En 2005, la Société nationale des hydrocarbures qui gère les intérêts de l’Etat dans le secteur pétrolier, a versé 310,1 milliards au Trésor public, représentant la quote-part de l’Etat camerounais dans l’exploitation pétrolière camerounaise. Ce chiffre qui représente près du quart des ressources du pays, n’aurait certainement représenté que la moitié, si ce n’était la flambée des cours mondiaux du pétrole, observée à la suite de la multiplication des catastrophes naturelles, et aussi, de l’instabilité dans certaines zones de grande production (Proche Orient). Ceci montre, en tout cas, que le Cameroun demeure très largement dépendant de sa production pétrolière, bien que celle-ci soit en déclin. Ces chiffres, auxquels il faut ajouter quelques 22 milliards représentant les dividendes de l’Etat du Cameroun en sa qualité d’actionnaire unique, sont pourtant loin de traduire une amélioration de la production pétrolière.

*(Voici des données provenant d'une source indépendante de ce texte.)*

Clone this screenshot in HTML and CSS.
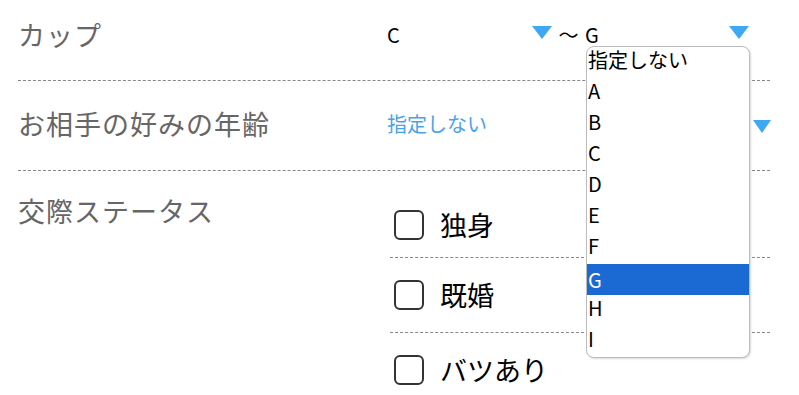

Aujourd’hui, le Cameroun est devenu un tout petit producteur de pétrole, en plus, produit du pétrole d’assez mauvaise qualité (voir plus loin). Cette baisse de la production pétrolière semble désormais irréversible. En moins de dix ans, elle a chuté de plus de la moitié, pour se situer aujourd’hui à un peu moins de 4,5 millions de tonnes par an. La production pétrolière camerounaise, démarrée en 1977, a atteint sont pic en 1986, avec plus de 10 millions de tonnes produits en un an, soit une moyenne de 175 000 barils par jour. La baisse de la production s’est accélérée dès le début des années 1990 ; et en 1995, la production camerounaise tombait à 5 millions de baril par an. En 1994, Paul Biya fait prendre des mesures incitatives, en réaménageant les contrats pétroliers à l’avantage des multinationales, pour les encourager à développer les champs marginaux (les domaines pétroliers de faible potentiel). Cela n’a certes pas renversé la tendance, mais dès 1997, ces contrats avantageux ont permis de développer des puits dans le bassin Douala-Kribi-Campo : ce qui a stabilisé la production à environ 5 millions de tonnes par an. Aujourd’hui, avec une moyenne de production de 100 000 barils/jour, le Cameroun est déjà à la queue des pays producteurs de la zone Cemac (tous les pays sauf la République centrafricaine, qui a d’ailleurs des perspectives assez prometteuses au nord-est). Et, son rang au niveau africain est presque marginal à côté des mastodontes tels que le Nigéria, l’Algérie, l’Angola, ou même déjà, la Guinée équatoriale. La production actuelle est essentiellement pourvue par les champs off shore du bassin du Rio del Rey (dans la zone maritime contiguë au Nigeria) et le bassin Douala-Kribi-Campo frontalier de la Guinée équatoriale.
Appels d’offres
En désespoir de cause, les autorités ont multiplié des mesures pour stopper la chute, à défaut de renverser la tendance. Au total, une dizaine de permis de recherche ont été distribués, ces deux dernières années, aux firmes déjà présentes dans l’exploitation, pour tenter de stopper la baisse de la production. Cette distribution de permis d’exploration, à tour de bras, vise donc à stopper le ralentissement de la production, et à en réduire l’impact sur les recettes d’exportations et les finances publiques. Une technique qui a montré quelques fruits au cours des années 1990, concomitamment à la refonte de la fiscalité pétrolière ; mais dont l’effet semble limité aujourd’hui. A cette période, alors que les puits en exploitation étaient quasiment asséchés, la Société nationale des hydrocarbures a lancé l’exploration de ”champs marginaux”, à travers la refonte totale de la fiscalité pétrolière avec les firmes étrangères et le lancement d’appels d’offres pour 13 nouveaux blocs pétrolifères. Les perspectives de découvertes majeures étant peu prometteuses. Selon certaines firmes, la totalité de ces permis n’a pas encore été achetée. Ce qui contraint les autorités camerounaises, au-delà des mesures incitatives notamment fiscales offertes, à intensifier le marketing et à partager les risques. Par exemple, dans la plupart des opérations d’exploration menées au Cameroun, la Snh contribue financièrement à la prise de risques, étant entendu qu’elle partagera également les gains, le cas échéant.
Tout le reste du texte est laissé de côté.